Looking ahead to 2007 Sorenson will continue to improve with experience. Having established a notebook allows Elledge to improve setups the second time around. Sorenson gets a new teammate to replace the departing Mears. Juan-Pablo Montoya comes to NASCAR after an impressive open-wheel career. Montoya might bring a lot of help for Sorenson. His impressive resume includes championships, premiere wins and experience in several of the world's best racing series. Montoya's credibility will carry more weight when giving feedback to Ganassi. It's not that Ganassi doesn't recognize the need for improvement, but hearing it from a world class driver as opposed to a youngster like Sorenson or David Stremme has more impact.

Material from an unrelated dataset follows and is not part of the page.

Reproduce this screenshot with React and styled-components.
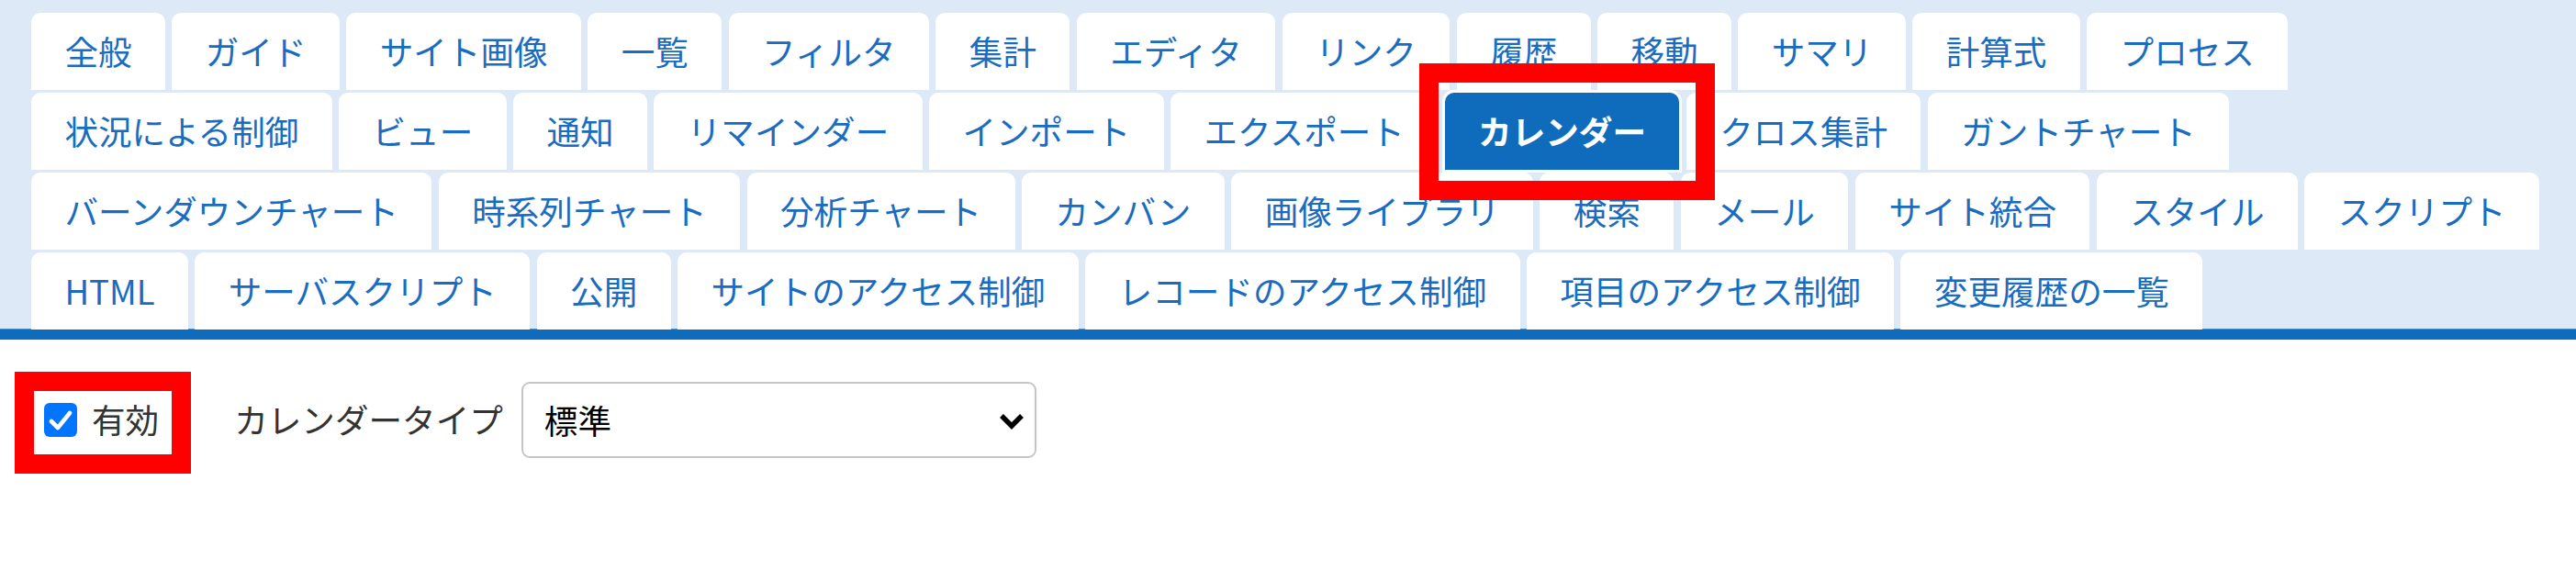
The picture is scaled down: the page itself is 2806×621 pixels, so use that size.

The biggest question is still about the cars. Can Ganassi improve the equipment and enable Sorenson to run up front consistently? That will determine how successful Sorenson's second season goes. Ganassi made some changes in management during the season. If the changes work, it will help all three cars. Progress could be difficult with cloudy future of Dodge. As the year progresses, don't be surprised to hear rumors about Ganassi moving to Toyota.

Like many rookies Sorenson's weaknesses were plate tracks and short tracks. This is the type of track that sometimes even patience isn't enough. It takes time earning respect from veterans. Sorenson's strength is easily the intermediate tracks. All of his top tens came at 1.5 mile or 2 mile speedways. The results didn't show, but he also ran well at Loudon and Dover. He is scaling back his Busch schedule to focus on the Cup side in 2007. This is probably a good move, especially with the new Car of Tomorrow to worry about. Since that car won't run in the Busch series, the seat time won't transfer as directly.

Sorenson has the potential to win races, but needs consistency first. If Ganassi's equipment improves Sorenson is capable of 2 or 3 top fives. His weekly performance is still uneven, but he will eventually compete for wins and Chase berths in the coming years. A top 20 finish, something he almost accomplished in 2006, is a definite possibility.